Kısaca özetleyecek olursak...
Vatandaşın, asıl maliyetine göre indirimli elektrik (yüzde 50) ve doğalgaz (yüzde 80) kullanabilmesi için 600 milyar lira,
Asgari ücretin vergi dışı tutulması için 300 milyar lira
Ödeme gücü olmayan vatandaşların sağlık primi için 53 milyar lira
65 yaş üstü yaşlılar, bakıma muhtaç engelliler ve yakınlarına bağlanan aylıklara 31,5 milyar lira
Engelli bireylerin evde bakımına destek için 28,5 milyar lira
Engelli eğitim taşıma giderleri için 2,5 milyar lira
Sosyal konut finansman desteği için 10 milyar lira
Aile Destek Programı için 7,5 milyar lira
Mali durumu yetersiz ailelerin, çocuklarına evde bakmalarını sağlamak için 5 milyar lira,
Yoksul ailelere elektrik tüketim desteği kapsamında 5 milyar lira
Koruyucu aile uygulaması için 1 milyar lira kaynak kullanılacak.
Bu yıl ayrıca...
Tarımsal kredi sübvansiyonu, müdahale alımları, tarım KİT'lerinin finansmanı ve doğrudan gelir desteği ödemeleri dâhil olmak üzere tarıma 143 milyar lira
Sübvansiyonlu esnaf kredisi, işverenlere sigorta prim katkısı, ihracatçı desteği, Sanayi Bakanlığı'nca sağlanan teşvikler için reel kesime 146 milyar lira tahsis edildi.
İlaveten...
İstihdam programı ödeneği için 101 milyar lira.

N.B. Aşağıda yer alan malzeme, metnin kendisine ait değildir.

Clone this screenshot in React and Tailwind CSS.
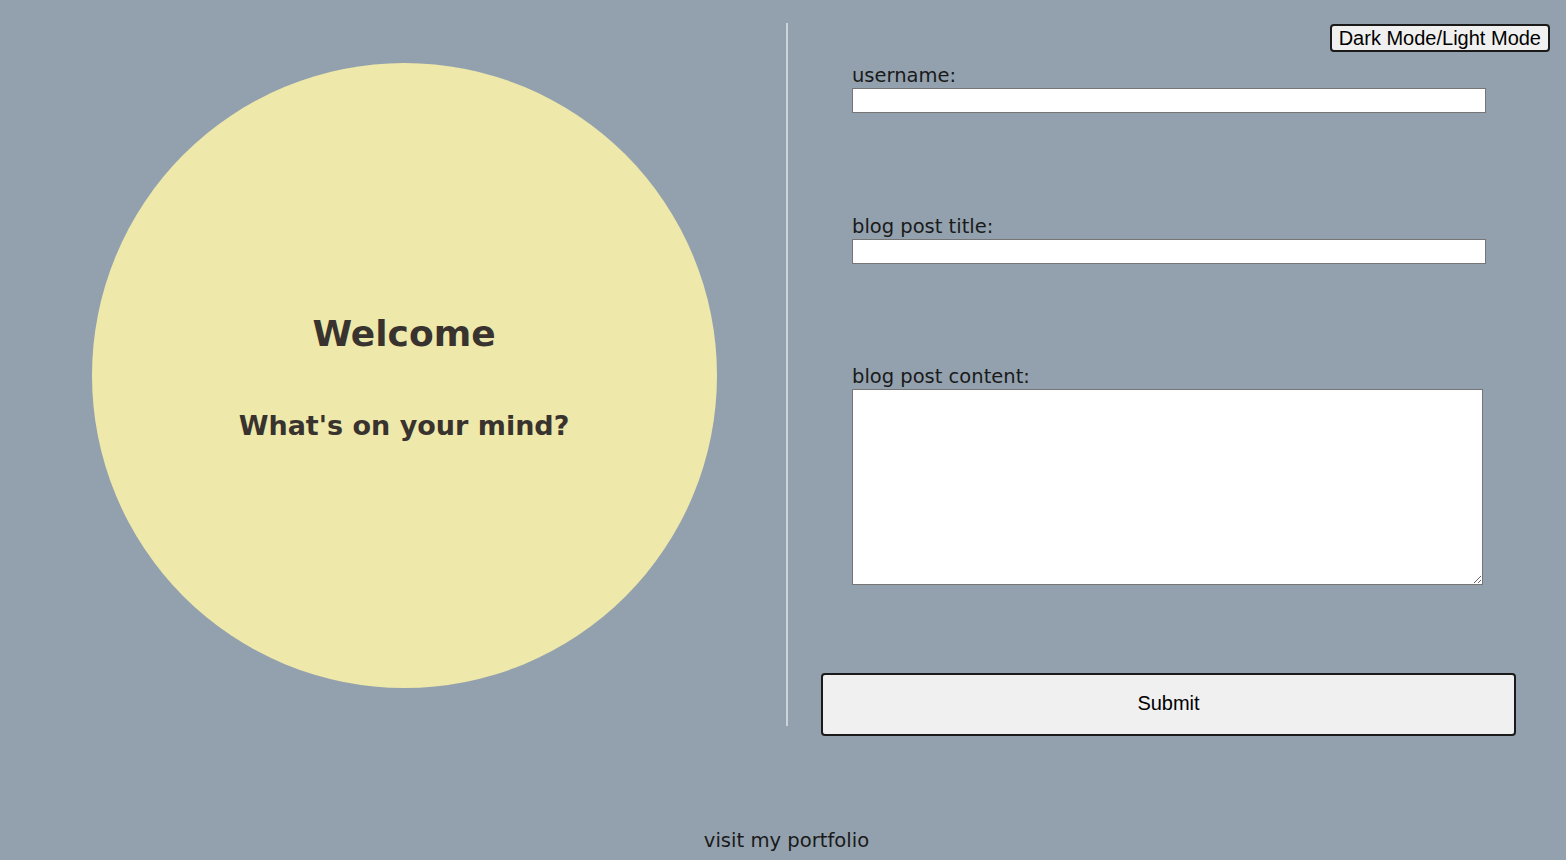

Çocukların korunması ve gelişimi için 11 milyar lira.
Kadının güçlenmesi programı için 2 milyar lira.
Tüketicinin korunması ve ürün güvenliği için 7,5 milyar lira.
Toprak ve su kaynaklarının yönetimi için 48 milyar lira.
İklim değişikliği önlemleri için 6,5 milyar lira,
Ormanların ve doğanın korunması için 10,5 lira ödenek ayrıldığını da hatırlatmak gerek.
Evet...
Bütün bunlar bütçe ile devletin yapması gereken hizmetler. Buradaki incelik, ödeneklerin dağılımında, kullanım alanlarında ve önceliklendirilmesinde. Zaten bu tablo da tüm negatif kampanyaya rağmen ezber bozmaya yarıyor. Yeterli mi? Hayır.
Çare... Halkla hemhal olmak ve anlatmak, anlatmak, anlatmak!